陽璃ちゃんと2人暮らしで、27日午前0時ごろ、寝ている陽璃ちゃんを置いて外出。知人男性宅に泊まり、勤め先に行ったと説明している。30日午前11時ごろに帰宅し、裸で横たわっている陽璃ちゃんの異変に気づいたという。司法解剖の結果、胃の中は空だった。土屋容疑者は「のり巻きを1本置いていった。服は着せていた。3日も家を空けたのは初めて」と話しているという。体重は8・6キロで平均体重の3分の2ほどだった。
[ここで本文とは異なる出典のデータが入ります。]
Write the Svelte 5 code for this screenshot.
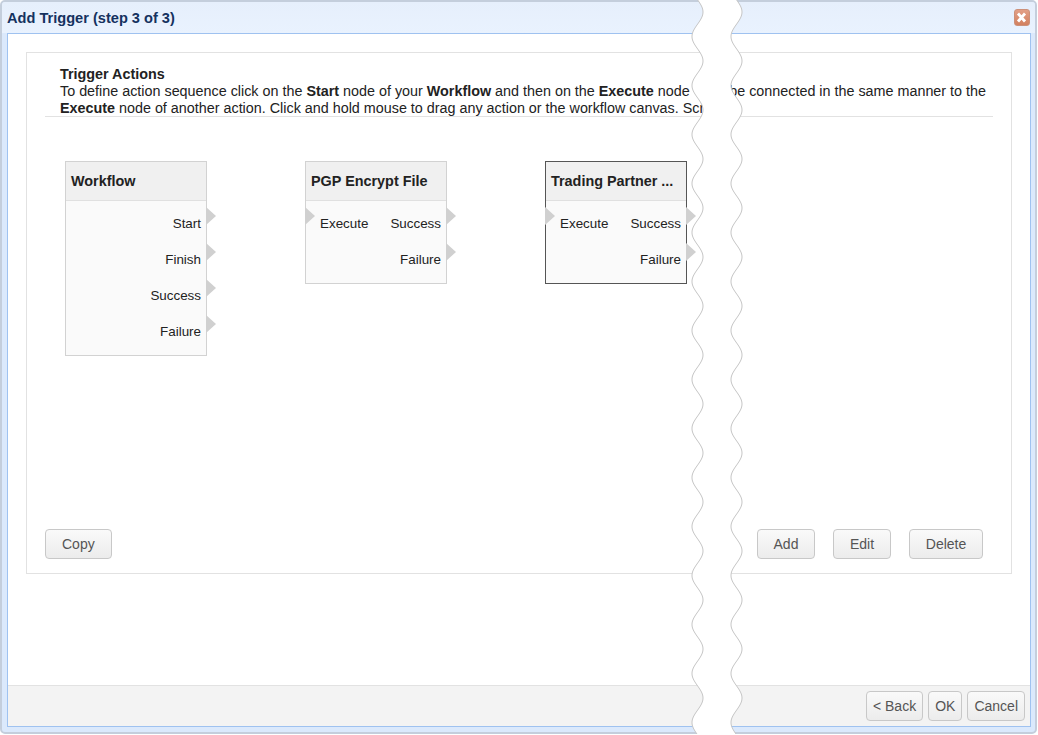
<script>
  const nodes = [
    { title: 'Workflow', rows: [['', 'Start'], ['', 'Finish'], ['', 'Success'], ['', 'Failure']] },
    { title: 'PGP Encrypt File', rows: [['Execute', 'Success'], ['', 'Failure']] },
    { title: 'Trading Partner ...', selected: true, rows: [['Execute', 'Success'], ['', 'Failure']] }
  ];

  // torn strip: two sine edges, one bulge every 49px
  function edge(mid) {
    const pts = [];
    for (let y = -2; y <= 737; y += 1) {
      const x = mid + 5.5 * Math.cos((2 * Math.PI * (y - 12)) / 49);
      pts.push(`${x.toFixed(2)},${y}`);
    }
    return pts;
  }

  const leftEdge = edge(697.5);
  const rightEdge = edge(736.5);
  const strip = [...leftEdge, ...[...rightEdge].reverse()].join(' ');
</script>

<div class="window">
  <header class="titlebar">
    <span class="title">Add Trigger (step 3 of 3)</span>
    <button class="close" aria-label="Close">
      <svg width="16" height="16" viewBox="0 0 16 16">
        <path d="M4 3.5 L11 11.5 M11 3.5 L4 11.5" stroke="#fff" stroke-width="2.8" />
      </svg>
    </button>
  </header>

  <div class="inner">
    <main class="content">
      <section class="panel">
        <div class="intro">
          <div class="heading">Trigger Actions</div>
          <p class="line">
            <span>To define action sequence click on the <b>Start</b> node of your <b>Workflow</b> and then on the <b>Execute</b> node</span>
            <span>be connected in the same manner to the</span>
          </p>
          <p><b>Execute</b> node of another action. Click and hold mouse to drag any action or the workflow canvas. Scroll</p>
        </div>

        <div class="canvas">
          {#each nodes as node}
            <div class="node" class:selected={node.selected}>
              <div class="node-title">{node.title}</div>
              <div class="node-rows">
                {#each node.rows as [input, output]}
                  <div class="row">
                    {#if input}<span class="port port-in"></span><span>{input}</span>{/if}
                    <span class="out">{output}</span>
                    <span class="port port-out"></span>
                  </div>
                {/each}
              </div>
            </div>
          {/each}
        </div>

        <div class="actions">
          <button class="btn">Copy</button>
          <div class="actions-right">
            <button class="btn w58">Add</button>
            <button class="btn w58">Edit</button>
            <button class="btn w74">Delete</button>
          </div>
        </div>
      </section>
    </main>

    <footer class="footer">
      <button class="btn">&lt; Back</button>
      <button class="btn">OK</button>
      <button class="btn">Cancel</button>
    </footer>
  </div>

  <svg class="tear" width="1038" height="735" viewBox="0 0 1038 735">
    <polygon points={strip} fill="#fff" />
    <polyline points={leftEdge.join(' ')} fill="none" stroke="#c6c6c6" />
    <polyline points={rightEdge.join(' ')} fill="none" stroke="#c6c6c6" />
  </svg>
</div>

<style>
  :global(body) {
    background: #fff;
    overflow: hidden;
  }

  * {
    box-sizing: border-box;
  }

  .window {
    position: relative;
    width: 1037px;
    height: 734px;
    display: flex;
    flex-direction: column;
    padding: 0 4px 5px 5px;
    background: #dbe9fc;
    border: 2px solid #c4cedc;
    border-radius: 5px;
    font-family: "Liberation Sans", Arial, sans-serif;
    font-size: 14.35px;
    color: #222;
  }

  .titlebar {
    height: 31px;
    flex: none;
    display: flex;
    align-items: center;
    justify-content: space-between;
    background: linear-gradient(#e6effc, #e9f2fe);
    margin: 0 -4px 0 -5px;
    padding: 0 5px;
    border-radius: 3px 3px 0 0;
  }

  .title {
    font-size: 14.6px;
    font-weight: bold;
    color: #15325f;
  }

  .close {
    width: 16px;
    height: 17px;
    padding: 0;
    border: 1px solid #cc9079;
    border-radius: 3px;
    background: linear-gradient(#e29f86, #d2805f);
  }

  .close svg {
    display: block;
    margin: 0 -1px;
  }

  .inner {
    flex: 1;
    min-height: 0;
    display: flex;
    flex-direction: column;
    border: 1px solid #9fc2f0;
  }

  .content {
    flex: 1;
    background: #fff;
    padding: 18px 18px 0;
  }

  .panel {
    height: 522px;
    border: 1px solid #e2e2e2;
    display: flex;
    flex-direction: column;
    padding: 13px 18px 14px;
  }

  .intro {
    height: 51px;
    flex: none;
    padding: 0 7px 0 15px;
    border-bottom: 1px solid #e2e2e2;
    line-height: 17px;
  }

  .heading {
    font-weight: bold;
  }

  .intro p {
    margin: 0;
    white-space: nowrap;
  }

  .intro .line {
    display: flex;
    justify-content: space-between;
  }

  .canvas {
    flex: 1;
    display: flex;
    align-items: flex-start;
    gap: 98px;
    padding: 44px 0 0 20px;
  }

  .node {
    width: 142px;
    border: 1px solid #d2d2d2;
    background: #fafafa;
  }

  .node.selected {
    border-color: #555;
  }

  .node-title {
    height: 39px;
    line-height: 39px;
    padding-left: 5px;
    font-size: 14.4px;
    font-weight: bold;
    background: #f0f0f0;
    border-bottom: 1px solid #e0e0e0;
    white-space: nowrap;
    overflow: hidden;
  }

  .node-rows {
    padding: 4px 0 6px;
  }

  .row {
    position: relative;
    height: 36px;
    display: flex;
    align-items: center;
    justify-content: space-between;
    padding: 0 5px 0 14px;
    font-size: 13.4px;
  }

  .out {
    margin-left: auto;
  }

  .port {
    position: absolute;
    top: 2px;
    width: 0;
    height: 0;
    border-top: 9px solid transparent;
    border-bottom: 9px solid transparent;
    border-left: 10px solid #d0d0d0;
  }

  .port-out {
    right: -10px;
  }

  .port-in {
    left: -1px;
  }

  .actions {
    display: flex;
    justify-content: space-between;
    align-items: center;
  }

  .actions-right {
    display: flex;
    gap: 18px;
    margin-right: 10px;
  }

  .btn {
    height: 30px;
    padding: 0 16px;
    font-family: inherit;
    font-size: 14px;
    color: #555;
    background: linear-gradient(#fafafa, #ececec);
    border: 1px solid #c8c8c8;
    border-radius: 4px;
  }

  .w58 { width: 58px; padding: 0; }
  .w74 { width: 74px; padding: 0; }

  .footer {
    height: 41px;
    flex: none;
    display: flex;
    justify-content: flex-end;
    align-items: flex-start;
    gap: 5px;
    padding: 5px 5px 0 0;
    background: #f3f3f3;
    border-top: 1px solid #e2e2e2;
  }

  .footer .btn {
    padding: 0 6px;
  }

  .tear {
    position: absolute;
    left: -2px;
    top: -2px;
    pointer-events: none;
  }
</style>
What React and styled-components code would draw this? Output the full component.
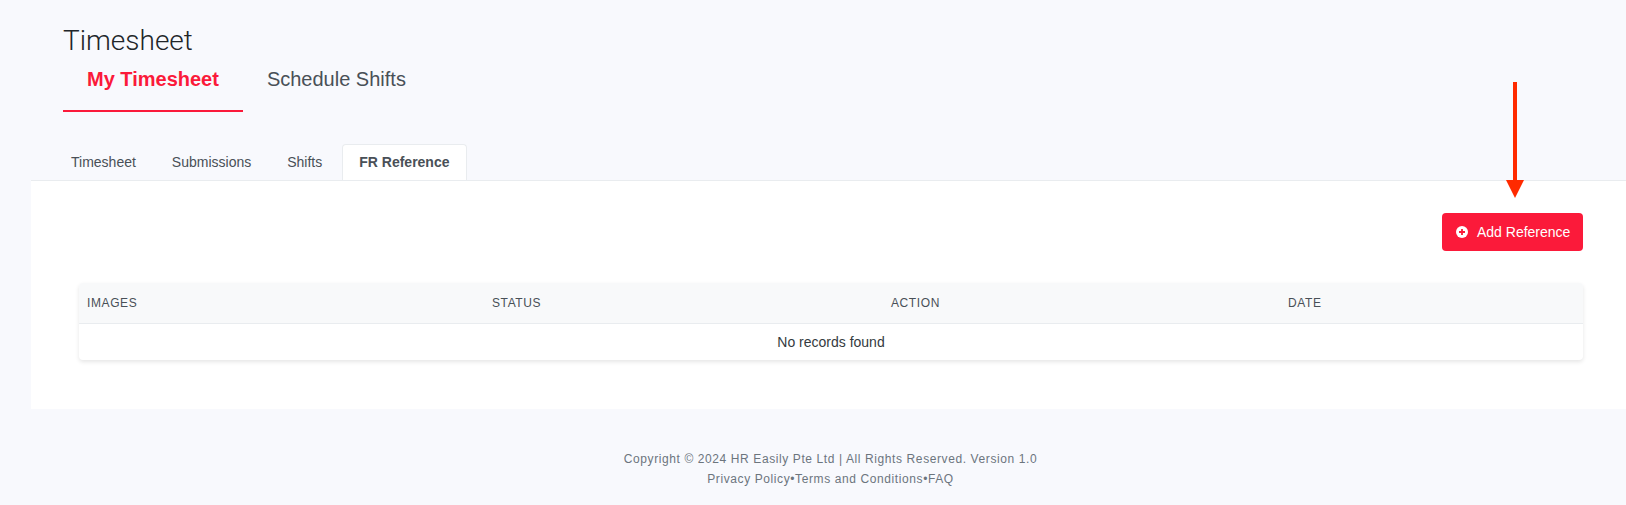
import styled, { createGlobalStyle } from "styled-components";

const GlobalStyle = createGlobalStyle`
  html, body {
    margin: 0;
    padding: 0;
    background: #f8f9fd;
    font-family: "Liberation Sans", Arial, sans-serif;
  }
`;

const columns = [
  { label: "IMAGES" },
  { label: "STATUS" },
  { label: "ACTION" },
  { label: "DATE" },
];

const App = () => {
  return (
    <Page>
      <GlobalStyle />
      <Header>
        <Title>Timesheet</Title>
        <MainTabs>
          <MainTab $active>My Timesheet</MainTab>
          <MainTab>Schedule Shifts</MainTab>
        </MainTabs>
      </Header>

      <SubTabs>
        <SubTab>Timesheet</SubTab>
        <SubTab>Submissions</SubTab>
        <SubTab>Shifts</SubTab>
        <SubTab $active>FR Reference</SubTab>
      </SubTabs>

      <Panel>
        <Actions>
          <AddButton>
            <svg width="12" height="12" viewBox="0 0 12 12">
              <circle cx="6" cy="6" r="6" fill="#fff" />
              <path d="M6 3v6M3 6h6" stroke="#fb1a3a" strokeWidth="1.8" />
            </svg>
            Add Reference
          </AddButton>
        </Actions>
        <Table>
          <HeadRow>
            {columns.map((col) => (
              <HeadCell key={col.label}>{col.label}</HeadCell>
            ))}
          </HeadRow>
          <EmptyRow>No records found</EmptyRow>
        </Table>
      </Panel>

      <Footer>
        <FooterLine>
          Copyright © 2024 HR Easily Pte Ltd | All Rights Reserved. Version 1.0
        </FooterLine>
        <FooterLine>Privacy Policy•Terms and Conditions•FAQ</FooterLine>
      </Footer>

      <Arrow width="18" height="116" viewBox="0 0 18 116">
        <rect x="7" y="0" width="4" height="100" fill="#ff2a00" />
        <polygon points="0,98 18,98 9,116" fill="#ff2a00" />
      </Arrow>
    </Page>
  );
};

const Page = styled.div`
  position: relative;
  width: 1626px;
  height: 505px;
  overflow: hidden;
`;

const Header = styled.div`
  padding: 25px 0 0 63px;
`;

const Title = styled.h1`
  margin: 0;
  height: 31px;
  font-family: Roboto, "Liberation Sans", sans-serif;
  font-size: 28px;
  line-height: 31px;
  font-weight: 300;
  color: #212529;
`;

const MainTabs = styled.div`
  display: flex;
`;

const MainTab = styled.div`
  padding: 0 24px;
  height: 56px;
  line-height: 47px;
  font-size: 20px;
  box-sizing: border-box;
  font-weight: ${(p) => (p.$active ? 700 : 400)};
  color: ${(p) => (p.$active ? "#fb1a3a" : "#495057")};
  border-bottom: 2px solid ${(p) => (p.$active ? "#fb1a3a" : "transparent")};
`;

const SubTabs = styled.div`
  display: flex;
  align-items: flex-end;
  margin-top: 32px;
  margin-left: 31px;
  padding-left: 22px;
  height: 36px;
  box-sizing: border-box;
`;

const SubTab = styled.div`
  box-sizing: border-box;
  height: 36px;
  line-height: 35px;
  padding: 0 ${(p) => (p.$active ? "16px" : "17px")};
  margin-left: ${(p) => (p.$active ? "2px" : "0")};
  font-size: 14px;
  font-weight: ${(p) => (p.$active ? 700 : 400)};
  color: #495057;
  background: ${(p) => (p.$active ? "#fff" : "transparent")};
  border: 1px solid ${(p) => (p.$active ? "#e9ecef" : "transparent")};
  border-bottom: none;
  border-radius: 4px 4px 0 0;
`;

const Panel = styled.div`
  margin-left: 31px;
  height: 229px;
  box-sizing: border-box;
  background: #fff;
  border-top: 1px solid #e9ecef;
  padding: 32px 43px 0 48px;
`;

const Actions = styled.div`
  display: flex;
  justify-content: flex-end;
`;

const AddButton = styled.button`
  display: flex;
  align-items: center;
  gap: 9px;
  width: 141px;
  height: 38px;
  padding: 0 0 0 14px;
  border: none;
  border-radius: 4px;
  background: #fb1a3a;
  color: #fff;
  font-family: inherit;
  font-size: 14px;
`;

const Table = styled.div`
  margin-top: 32px;
  border-radius: 4px;
  background: #fff;
  box-shadow: 0 2px 4px rgba(0, 0, 0, 0.1);
`;

const HeadRow = styled.div`
  display: grid;
  grid-template-columns: 405px 399px 397px 303px;
  height: 41px;
  box-sizing: border-box;
  background: #f8f9fa;
  border-bottom: 1px solid #e9ecef;
  border-radius: 4px 4px 0 0;
`;

const HeadCell = styled.div`
  padding-left: 8px;
  line-height: 41px;
  font-size: 12px;
  letter-spacing: 0.6px;
  color: #495057;
`;

const EmptyRow = styled.div`
  height: 36px;
  line-height: 36px;
  text-align: center;
  font-size: 14px;
  color: #343a40;
`;

const Footer = styled.div`
  margin-left: 31px;
  padding: 40px 0 0 4px;
  text-align: center;
`;

const FooterLine = styled.div`
  height: 20px;
  line-height: 20px;
  font-size: 12px;
  letter-spacing: 0.6px;
  color: #6c757d;
`;

const Arrow = styled.svg`
  position: absolute;
  left: 1506px;
  top: 82px;
`;

export default App;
市によると、陽璃ちゃんは8~9カ月児の健康診断から受けておらず、当時住んでいた同市泉区の担当者は、土屋容疑者と連絡がつかなかったため、通院先の医療機関から状況を把握。6月下旬には青葉区の医療機関から「虐待などの痕跡はない。年齢相応の発育で特段の問題はない」と報告を受けていたという。市児相は「母親や近隣住民から相談や情報提供はなかった」としている。
市子供家庭支援課の渡辺信一課長は「SOSの手を挙げてくれない保護者にどう支援を届けるか、悩ましい」と話した。
やはりひなたちゃんは健康診断を受診していませんでした。
乳幼児健康診断を受診していない子供や家庭は、自動的にハイリスクに分類して積極的な支援・介入を行うべきでしょう(既にその様な対応を行っている自治体もあるでしょう)。
「未受診=無言のSOS」です。